Food and beverage companies with a higher percentage of their sales coming from better-for-you (BFY) foods and beverages perform better financially, according to a new report from the Hudson Institute. These companies record stronger sales growth, higher operating profits, superior shareholder returns, and better company reputations than companies that sell fewer BFY products.
Researchers examined sales and other financial metrics for 15 major national and international food and beverage companies, including General Mills, Nestle, Campbell Soup  and Kellogg’s, from 2007 to 2011.  

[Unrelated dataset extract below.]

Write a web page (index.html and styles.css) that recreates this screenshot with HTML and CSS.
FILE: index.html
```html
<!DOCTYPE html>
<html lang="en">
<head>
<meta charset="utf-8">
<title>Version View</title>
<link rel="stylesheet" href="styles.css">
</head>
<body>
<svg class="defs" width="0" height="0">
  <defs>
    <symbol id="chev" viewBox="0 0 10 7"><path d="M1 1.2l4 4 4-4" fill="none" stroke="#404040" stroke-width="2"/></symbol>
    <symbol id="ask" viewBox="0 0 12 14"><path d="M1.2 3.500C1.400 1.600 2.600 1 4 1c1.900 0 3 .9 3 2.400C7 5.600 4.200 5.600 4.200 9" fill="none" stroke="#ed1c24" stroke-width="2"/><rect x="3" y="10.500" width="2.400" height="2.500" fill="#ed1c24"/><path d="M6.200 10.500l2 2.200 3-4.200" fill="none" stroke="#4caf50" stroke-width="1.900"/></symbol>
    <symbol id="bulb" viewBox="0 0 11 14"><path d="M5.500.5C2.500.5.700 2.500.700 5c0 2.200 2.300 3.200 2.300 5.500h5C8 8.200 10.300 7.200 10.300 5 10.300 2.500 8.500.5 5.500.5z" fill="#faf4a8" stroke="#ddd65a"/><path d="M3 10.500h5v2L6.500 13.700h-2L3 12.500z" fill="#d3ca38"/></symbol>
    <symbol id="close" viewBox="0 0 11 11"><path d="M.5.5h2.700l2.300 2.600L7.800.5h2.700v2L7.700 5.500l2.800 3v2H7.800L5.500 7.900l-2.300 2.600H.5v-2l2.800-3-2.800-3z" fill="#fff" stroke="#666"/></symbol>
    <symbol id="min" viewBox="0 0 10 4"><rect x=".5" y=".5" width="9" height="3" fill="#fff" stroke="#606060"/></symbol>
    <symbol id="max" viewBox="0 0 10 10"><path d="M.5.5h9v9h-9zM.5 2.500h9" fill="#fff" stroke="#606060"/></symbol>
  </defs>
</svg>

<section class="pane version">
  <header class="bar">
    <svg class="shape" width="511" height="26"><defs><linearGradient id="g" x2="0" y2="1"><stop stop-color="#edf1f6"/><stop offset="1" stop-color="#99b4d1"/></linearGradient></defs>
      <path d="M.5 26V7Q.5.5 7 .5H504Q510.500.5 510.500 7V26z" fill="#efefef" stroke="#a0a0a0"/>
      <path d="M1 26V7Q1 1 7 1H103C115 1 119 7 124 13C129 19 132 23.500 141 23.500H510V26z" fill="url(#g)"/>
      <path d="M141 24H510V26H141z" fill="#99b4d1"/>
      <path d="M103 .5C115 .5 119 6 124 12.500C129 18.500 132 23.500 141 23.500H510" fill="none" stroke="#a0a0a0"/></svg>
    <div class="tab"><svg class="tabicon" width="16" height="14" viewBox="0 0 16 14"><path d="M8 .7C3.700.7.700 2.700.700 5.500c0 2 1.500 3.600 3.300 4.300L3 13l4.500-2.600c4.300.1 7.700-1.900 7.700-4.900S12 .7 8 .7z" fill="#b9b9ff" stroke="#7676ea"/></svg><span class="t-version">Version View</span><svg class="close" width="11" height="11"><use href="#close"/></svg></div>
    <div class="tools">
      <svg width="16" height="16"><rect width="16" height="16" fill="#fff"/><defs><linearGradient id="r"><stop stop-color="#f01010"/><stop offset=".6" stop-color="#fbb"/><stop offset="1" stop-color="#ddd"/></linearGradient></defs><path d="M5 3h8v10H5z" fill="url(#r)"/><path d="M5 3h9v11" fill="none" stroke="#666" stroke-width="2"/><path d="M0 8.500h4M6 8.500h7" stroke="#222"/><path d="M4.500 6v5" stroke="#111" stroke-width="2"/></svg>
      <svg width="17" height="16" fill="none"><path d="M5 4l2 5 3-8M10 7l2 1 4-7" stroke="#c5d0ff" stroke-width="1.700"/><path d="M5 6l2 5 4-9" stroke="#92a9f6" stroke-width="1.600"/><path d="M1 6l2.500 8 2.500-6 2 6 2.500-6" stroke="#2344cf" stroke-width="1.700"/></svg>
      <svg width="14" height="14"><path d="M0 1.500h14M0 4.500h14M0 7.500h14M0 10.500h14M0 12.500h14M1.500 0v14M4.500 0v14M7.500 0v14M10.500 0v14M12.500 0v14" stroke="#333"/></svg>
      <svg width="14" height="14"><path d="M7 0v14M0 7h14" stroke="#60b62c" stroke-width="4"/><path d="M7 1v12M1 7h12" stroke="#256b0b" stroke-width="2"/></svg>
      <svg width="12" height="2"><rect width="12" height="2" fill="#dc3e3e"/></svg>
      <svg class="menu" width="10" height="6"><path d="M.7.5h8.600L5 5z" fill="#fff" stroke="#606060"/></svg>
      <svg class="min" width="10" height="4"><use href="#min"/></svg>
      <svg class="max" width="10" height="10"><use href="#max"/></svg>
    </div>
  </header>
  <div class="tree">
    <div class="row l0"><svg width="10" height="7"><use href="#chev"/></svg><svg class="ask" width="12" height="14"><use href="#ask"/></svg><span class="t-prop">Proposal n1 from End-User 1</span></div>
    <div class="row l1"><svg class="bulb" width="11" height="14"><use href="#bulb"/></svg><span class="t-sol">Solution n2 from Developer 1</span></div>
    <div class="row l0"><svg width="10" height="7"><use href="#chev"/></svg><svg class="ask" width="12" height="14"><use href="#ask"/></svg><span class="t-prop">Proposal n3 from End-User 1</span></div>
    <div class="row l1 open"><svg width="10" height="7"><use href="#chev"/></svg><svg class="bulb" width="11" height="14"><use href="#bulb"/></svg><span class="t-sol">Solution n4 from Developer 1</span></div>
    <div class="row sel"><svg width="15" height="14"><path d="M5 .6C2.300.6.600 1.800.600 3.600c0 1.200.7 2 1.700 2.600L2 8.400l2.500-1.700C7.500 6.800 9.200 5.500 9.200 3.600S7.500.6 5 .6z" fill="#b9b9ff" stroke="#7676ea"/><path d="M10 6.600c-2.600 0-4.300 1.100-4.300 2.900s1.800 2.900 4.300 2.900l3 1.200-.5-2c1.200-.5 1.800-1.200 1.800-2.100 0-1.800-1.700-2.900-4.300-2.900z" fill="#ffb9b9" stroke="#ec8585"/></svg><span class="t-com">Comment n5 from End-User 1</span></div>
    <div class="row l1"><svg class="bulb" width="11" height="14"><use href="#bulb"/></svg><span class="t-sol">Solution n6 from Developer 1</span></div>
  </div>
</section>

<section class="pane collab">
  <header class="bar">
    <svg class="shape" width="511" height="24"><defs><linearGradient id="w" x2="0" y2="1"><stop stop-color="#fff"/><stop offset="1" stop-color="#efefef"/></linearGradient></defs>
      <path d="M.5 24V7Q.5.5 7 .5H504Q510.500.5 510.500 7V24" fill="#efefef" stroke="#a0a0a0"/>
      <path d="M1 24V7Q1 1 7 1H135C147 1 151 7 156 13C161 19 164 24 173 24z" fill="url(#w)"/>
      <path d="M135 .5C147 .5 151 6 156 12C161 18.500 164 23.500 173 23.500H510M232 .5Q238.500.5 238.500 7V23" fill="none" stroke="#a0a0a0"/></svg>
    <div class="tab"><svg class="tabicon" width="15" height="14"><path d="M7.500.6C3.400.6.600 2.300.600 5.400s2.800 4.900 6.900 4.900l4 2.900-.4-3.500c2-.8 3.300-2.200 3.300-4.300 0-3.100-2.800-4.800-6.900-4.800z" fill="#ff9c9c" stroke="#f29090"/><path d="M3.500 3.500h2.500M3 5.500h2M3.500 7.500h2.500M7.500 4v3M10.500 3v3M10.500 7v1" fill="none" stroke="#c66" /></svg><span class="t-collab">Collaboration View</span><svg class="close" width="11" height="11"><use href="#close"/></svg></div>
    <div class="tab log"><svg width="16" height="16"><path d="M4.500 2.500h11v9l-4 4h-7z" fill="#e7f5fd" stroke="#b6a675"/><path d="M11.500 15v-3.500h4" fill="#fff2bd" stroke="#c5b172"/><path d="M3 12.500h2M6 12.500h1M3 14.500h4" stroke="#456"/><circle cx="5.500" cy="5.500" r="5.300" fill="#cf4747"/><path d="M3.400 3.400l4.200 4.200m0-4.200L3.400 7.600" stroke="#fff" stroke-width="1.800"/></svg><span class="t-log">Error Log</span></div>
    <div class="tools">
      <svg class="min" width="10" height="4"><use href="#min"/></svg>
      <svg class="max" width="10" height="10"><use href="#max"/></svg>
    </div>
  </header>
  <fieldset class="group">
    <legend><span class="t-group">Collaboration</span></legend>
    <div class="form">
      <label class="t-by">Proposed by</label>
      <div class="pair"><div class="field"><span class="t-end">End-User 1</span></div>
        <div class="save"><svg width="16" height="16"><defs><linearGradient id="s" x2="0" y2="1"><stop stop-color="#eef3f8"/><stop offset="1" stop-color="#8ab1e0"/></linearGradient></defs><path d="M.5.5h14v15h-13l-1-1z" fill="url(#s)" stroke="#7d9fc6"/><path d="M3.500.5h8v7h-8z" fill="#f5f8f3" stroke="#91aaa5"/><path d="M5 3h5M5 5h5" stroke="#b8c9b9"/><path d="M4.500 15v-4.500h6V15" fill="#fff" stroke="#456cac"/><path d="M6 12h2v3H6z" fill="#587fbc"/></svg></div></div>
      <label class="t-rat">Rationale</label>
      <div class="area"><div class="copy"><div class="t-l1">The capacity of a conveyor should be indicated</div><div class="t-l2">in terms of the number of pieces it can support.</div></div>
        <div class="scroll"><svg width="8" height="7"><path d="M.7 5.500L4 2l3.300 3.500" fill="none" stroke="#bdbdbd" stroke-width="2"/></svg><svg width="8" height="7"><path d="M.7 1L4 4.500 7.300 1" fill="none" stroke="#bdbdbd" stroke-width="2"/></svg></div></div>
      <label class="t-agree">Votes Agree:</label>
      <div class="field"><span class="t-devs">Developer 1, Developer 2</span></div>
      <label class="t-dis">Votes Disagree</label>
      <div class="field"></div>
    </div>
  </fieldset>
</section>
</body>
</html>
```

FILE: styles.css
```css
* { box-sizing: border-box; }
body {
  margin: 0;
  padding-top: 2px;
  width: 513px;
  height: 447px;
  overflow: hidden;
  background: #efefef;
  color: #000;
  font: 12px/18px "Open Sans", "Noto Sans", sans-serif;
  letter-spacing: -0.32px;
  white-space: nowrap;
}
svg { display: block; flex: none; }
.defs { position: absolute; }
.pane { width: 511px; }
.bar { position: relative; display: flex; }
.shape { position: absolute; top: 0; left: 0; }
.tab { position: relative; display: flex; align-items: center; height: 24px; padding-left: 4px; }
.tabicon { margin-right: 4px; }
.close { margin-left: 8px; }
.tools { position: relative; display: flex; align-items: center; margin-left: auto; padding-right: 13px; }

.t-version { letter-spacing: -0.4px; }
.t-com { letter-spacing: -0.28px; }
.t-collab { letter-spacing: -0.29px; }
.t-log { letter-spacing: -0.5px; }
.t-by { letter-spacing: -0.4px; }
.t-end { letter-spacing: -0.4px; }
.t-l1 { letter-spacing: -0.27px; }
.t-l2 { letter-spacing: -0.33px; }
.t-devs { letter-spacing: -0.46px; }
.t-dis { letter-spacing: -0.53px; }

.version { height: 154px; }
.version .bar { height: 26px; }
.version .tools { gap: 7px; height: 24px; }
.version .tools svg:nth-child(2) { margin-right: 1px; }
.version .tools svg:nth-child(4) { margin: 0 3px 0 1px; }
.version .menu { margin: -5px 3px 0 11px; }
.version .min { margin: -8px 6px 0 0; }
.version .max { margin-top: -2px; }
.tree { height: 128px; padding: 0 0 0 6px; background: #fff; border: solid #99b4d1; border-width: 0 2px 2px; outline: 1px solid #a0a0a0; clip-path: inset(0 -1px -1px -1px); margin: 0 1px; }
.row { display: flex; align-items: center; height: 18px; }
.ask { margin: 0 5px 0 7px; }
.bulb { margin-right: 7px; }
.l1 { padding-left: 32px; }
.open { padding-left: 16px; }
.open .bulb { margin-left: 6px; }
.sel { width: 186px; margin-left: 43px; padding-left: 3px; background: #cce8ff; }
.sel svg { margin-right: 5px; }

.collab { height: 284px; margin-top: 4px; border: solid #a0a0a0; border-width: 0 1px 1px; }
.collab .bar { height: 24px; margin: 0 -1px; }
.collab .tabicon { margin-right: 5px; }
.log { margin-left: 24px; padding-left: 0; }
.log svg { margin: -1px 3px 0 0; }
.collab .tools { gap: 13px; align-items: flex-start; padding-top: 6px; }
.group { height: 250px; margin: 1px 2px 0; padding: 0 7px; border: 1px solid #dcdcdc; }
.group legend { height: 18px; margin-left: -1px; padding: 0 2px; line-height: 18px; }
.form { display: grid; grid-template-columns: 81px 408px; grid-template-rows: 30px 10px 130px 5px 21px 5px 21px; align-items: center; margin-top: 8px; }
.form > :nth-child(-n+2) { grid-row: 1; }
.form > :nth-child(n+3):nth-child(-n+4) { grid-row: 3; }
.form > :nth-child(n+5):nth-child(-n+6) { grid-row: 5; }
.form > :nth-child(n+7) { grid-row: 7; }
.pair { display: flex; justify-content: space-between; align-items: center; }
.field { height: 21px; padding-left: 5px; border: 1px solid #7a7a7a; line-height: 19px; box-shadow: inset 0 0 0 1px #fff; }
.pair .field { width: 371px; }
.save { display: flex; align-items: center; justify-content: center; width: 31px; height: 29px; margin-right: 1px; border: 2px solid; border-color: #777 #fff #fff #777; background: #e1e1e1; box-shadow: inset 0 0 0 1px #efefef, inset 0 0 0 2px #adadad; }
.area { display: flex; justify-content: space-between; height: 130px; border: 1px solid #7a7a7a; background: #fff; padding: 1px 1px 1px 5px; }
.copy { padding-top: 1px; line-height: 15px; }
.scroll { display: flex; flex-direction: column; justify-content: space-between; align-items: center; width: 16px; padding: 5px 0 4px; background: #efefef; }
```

The companies with BFY portfolios showed a 50% growth in operating profit vs. 20% growth for the other companies. Although the Better-for-you foods account for only 40% of these companies’ sales, they were responsible for 70% of  revenue growth. Shares of the BFY rich companies outperformed those of their peers on S&P. Their reputation ratings were 30% higher than those of their peers.

What you need to know:
While this is potentially good news, unfortunately, many of the better for you foods and beverages are still a long way from being healthy foods and beverages. Healthwashing of junk foods is an ugly habit that many marketers have adopted in recent years as ways to jack up food prices and to increase sales.

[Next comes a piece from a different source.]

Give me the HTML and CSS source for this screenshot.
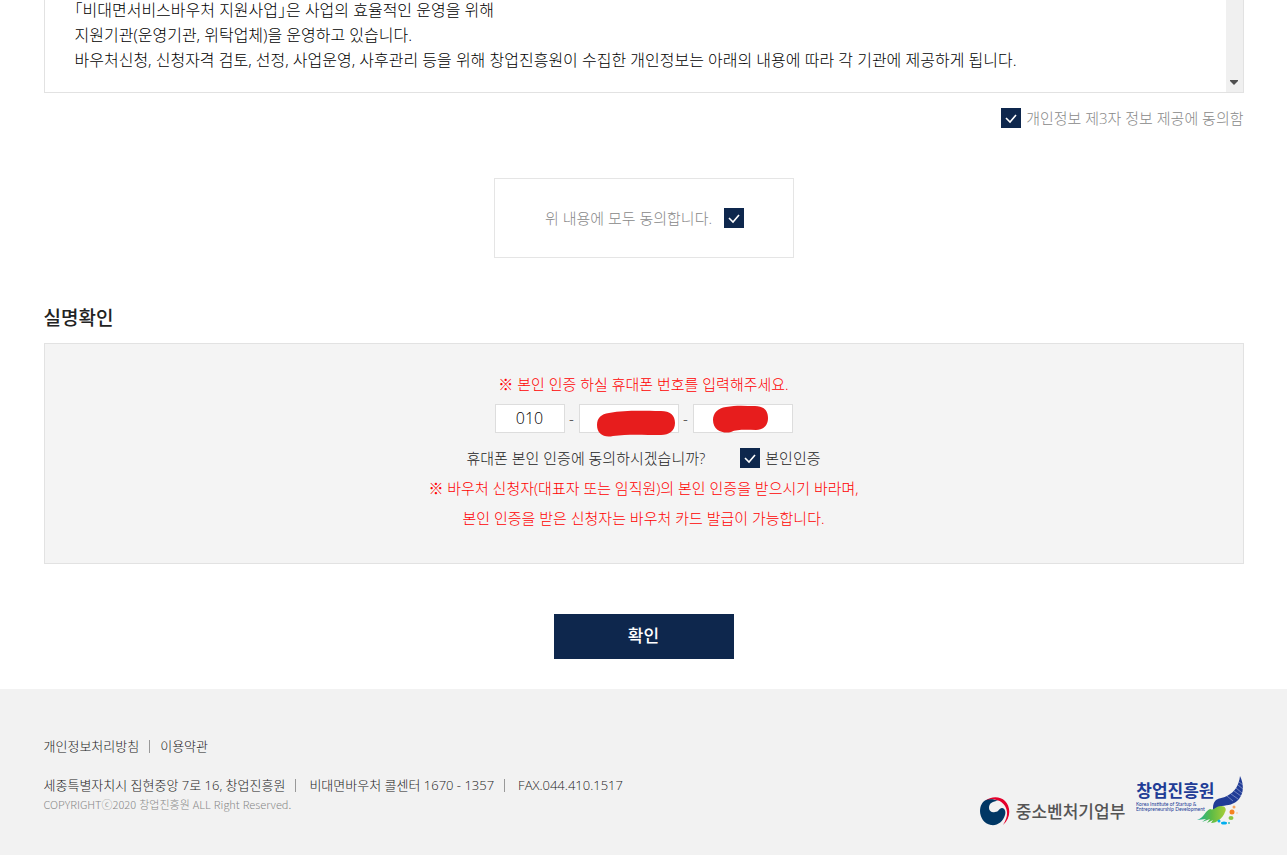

  • How is Coke zero better than Coke? Does replacing sugar with potentially carcinogenic artificial sweeteners make the beverage healthy?
  • Is a low fat cookie a healthy food? Or is it still just a cookie
  • Is a cereal with 10 grams of sugar healthier than one with 11 grams of sugar?
While moving up from a D grade food to a C grade food is nothing to be frowned at, consumers would do better to REDUCE their overall consumption of processed foods. This, unfortunately, is not in line with the interests of the majority of the food industry, which wants to sell more, not less. This friction will continue to be a source of friction in the years to come.

What to do at the supermarket:
Try to buy less processed foods. Avoid soft drinks. Drink tap water. Don’t settle for health claims on the front of pack – read ingredient lists and nutrition labels to decide if a “better-for-you” item is really healthy enough for your family.